Operationally effective packaging usually shares several characteristics:

  • Clear visual identification
  • Fast opening and closing
  • Simple separation between product categories
  • Consistent preparation steps
  • Easy stacking and handling
  • Limited need for decisions during the route

The objective is not to make packaging more sophisticated. The objective is to make the operation easier to execute consistently.
This becomes even more important during seasonal peaks and periods of high temperature, when thermal pressure and operational pressure increase at the same time. Under those conditions, even a technically strong solution can fail if it depends on perfect handling.

 

Designing around the moments where products are exposed

The most useful way to think about temperature-controlled packaging is not as a standalone product, but as a way of managing the moments where products are most exposed.
Those moments include:

  • Waiting after picking
  • Staging before loading
  • Repeated access during the route
  • Delays outside the customer address
  • Click-and-collect waiting time
  • Unattended delivery or locker storage
  • Each moment creates a different type of risk.
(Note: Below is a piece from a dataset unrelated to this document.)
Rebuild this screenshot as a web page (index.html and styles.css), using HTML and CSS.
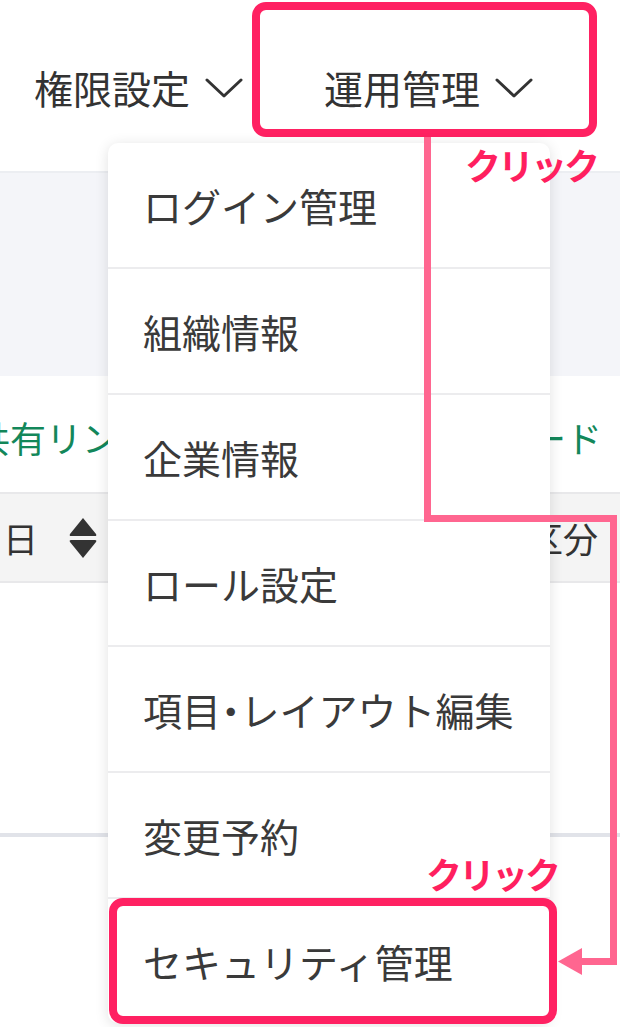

Each moment creates a different type of risk. These exposure points become especially relevant during seasonal peaks and dense urban delivery rounds, where access frequency and coordination variability tend to increase. In these conditions, order-level packaging often becomes a way to reduce repeated opening of the load and limit unnecessary exposure, particularly in operations where refrigerated vans are no longer the only layer of control.

A robust cold chain design identifies where those moments occur and decides where control should sit: in the packaging format, in the process sequence, or in the organisation of the route itself.

In that sense, packaging is no longer only there to keep products cold. It increasingly shapes how grocery delivery operations are organised from fulfilment to handover.